The Carlsberg Circular Community involves companies that produce drinks cans and bottles, glass-bottle coatings, shrink wrap, the card that is used for multipacks, and PET (polyethylene terephthalate) beer bottles and kegs. The work being done by the partners is underpinned by a cradle-to-cradle design framework.
Cans to cars
One area where quick wins could be available for many companies is lightening the weight of packaging. Carlsberg worked in 2011-12 with beverage can-making giant Rexam – one of the partners in the Carlsberg Circular Community – to cut the weight of drinks cans, resulting in an annual saving of 80 tonnes of aluminium, according to the Carlsberg website.
At the core of the work, Boas says, is understanding that a more integrated approach could bring business benefits all along the value chain. “We need to find mutual value in investing in the circular economy,” he says. “The circular economy is based on the economy and you shouldn’t forget that.”
Rexam’s group sustainability director John Revess says that “what the circular economy and cradle-to-cradle has helped us to do is think more strategically about where our resources come from and what happens to them after they leave our factory”.
For Rexam, part of this is looking more widely at the market opportunities for recycled aluminium. Drinks cans have a high global recycling rate of 70%, according to the company.
“Thanks to the circular economy, our perspective has changed from thinking about making a can back into a can, to a much better understanding of the metal-to-metal loop,” Revess says. One example that he cites as a potential market opportunity is use of recycled aluminium in the car industry. “Many markets need used cans as a resource,” he says.
Risks of partnership?
But while the application of circular-economy principles should lead to efficiencies and benefits for all participants in a value chain, some issues could be raised that might cause some companies to hold back.
From the lower reaches of the supply chain looking up, the main concern might be about handing over proprietary information. Carlsberg analysed its packaging down to the ninth tier of suppliers and some were wary, Boas says. “They were very reluctant in the beginning to share information. They were afraid we were just trying to take their recipes.”

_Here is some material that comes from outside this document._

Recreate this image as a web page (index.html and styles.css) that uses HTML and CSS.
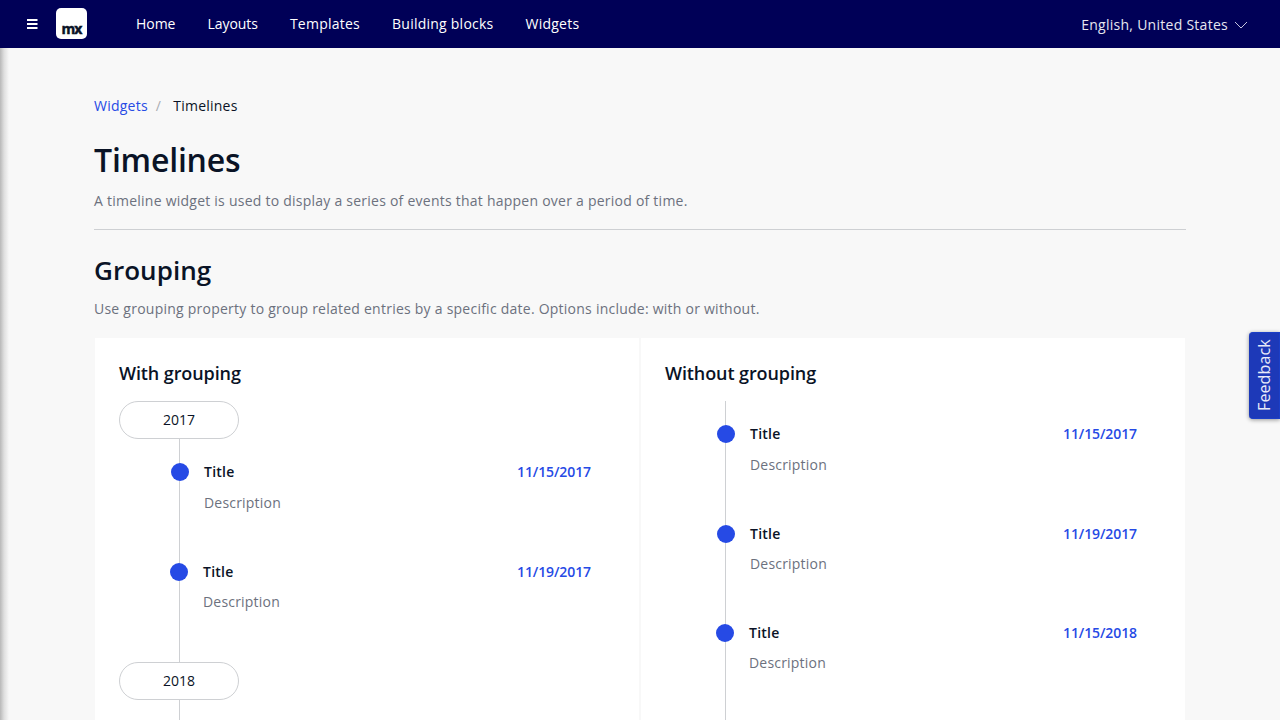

Carpet and flooring manufacturer Desso [http://www.desso.com/], which has a goal to make all of its products according to cradle-to-cradle principles by 2020, requires its suppliers to provide very detailed product declarations. Desso says that this “goes beyond what [suppliers] would need to do for any other compliance requirement”.
It is, Desso says, “quite a lot of work to pull the information together,” and some suppliers “might ask why they need to do it”.
But in most cases, suppliers “end up being more than happy to provide the composition details relating to the chemical ingredients of their materials”. They “come to agree on our sustainability and environmental vision,” and they also realise that the exercise can benefit their own businesses.
Desso acknowledges that the process can be tough on suppliers. The company says that they “depend on their suppliers as well, further down the value chain where we lack any control or direct involvement. However, we hope that this process has a beneficial and cascading effect eventually, as more players in the value chain need to adhere to the cradle-to-cradle information requirements.”
NDA protection
Where commercial sensitivities do arise, Desso says that suppliers “sometimes prefer to have the protection of non-disclosure agreements and to send the information to an independent third party” – in the Desso case, the cradle-to-cradle consultancy EPEA (Environmental Protection Encouragement Agency).
Carlsberg also uses third party assurance, where necessary, to reassure suppliers that the aim of circular-economy initiatives is streamlining the value chain, rather than poaching suppliers’ knowledge.
Looking from the top of the chain back down, meanwhile, the implication of the circular economy is that companies such as Carlsberg, that are prepared to pay for value-chain analysis and for circular economy initiatives, will potentially hand out freebies to their competitors. Suppliers will be able to share with their other customers the advantages gained through initiatives such as the Carlsberg Circular Community.
Free-rider potential
Boas says that the intention of Carlsberg’s circular economy work is that “our partners should take what we’ve learnt and implement [the findings] in their businesses”. On the potential for free-riders to latch on, he says that “this was of course a discussion we had to have internally”.
However, Carlsberg considers that the advantages outweigh the potential subsidising of competitors. “We get the benefit from being frontrunners,” Boas says. “We want the world to know.” Carlsberg is also looking long term, taking the view that it is better to upgrade its operations now, rather than be forced to in the future.
Because of rising resource and energy prices, and increasing environmental regulation around products, “we believe that in the future the less sustainable products will be more expensive,” Boas says.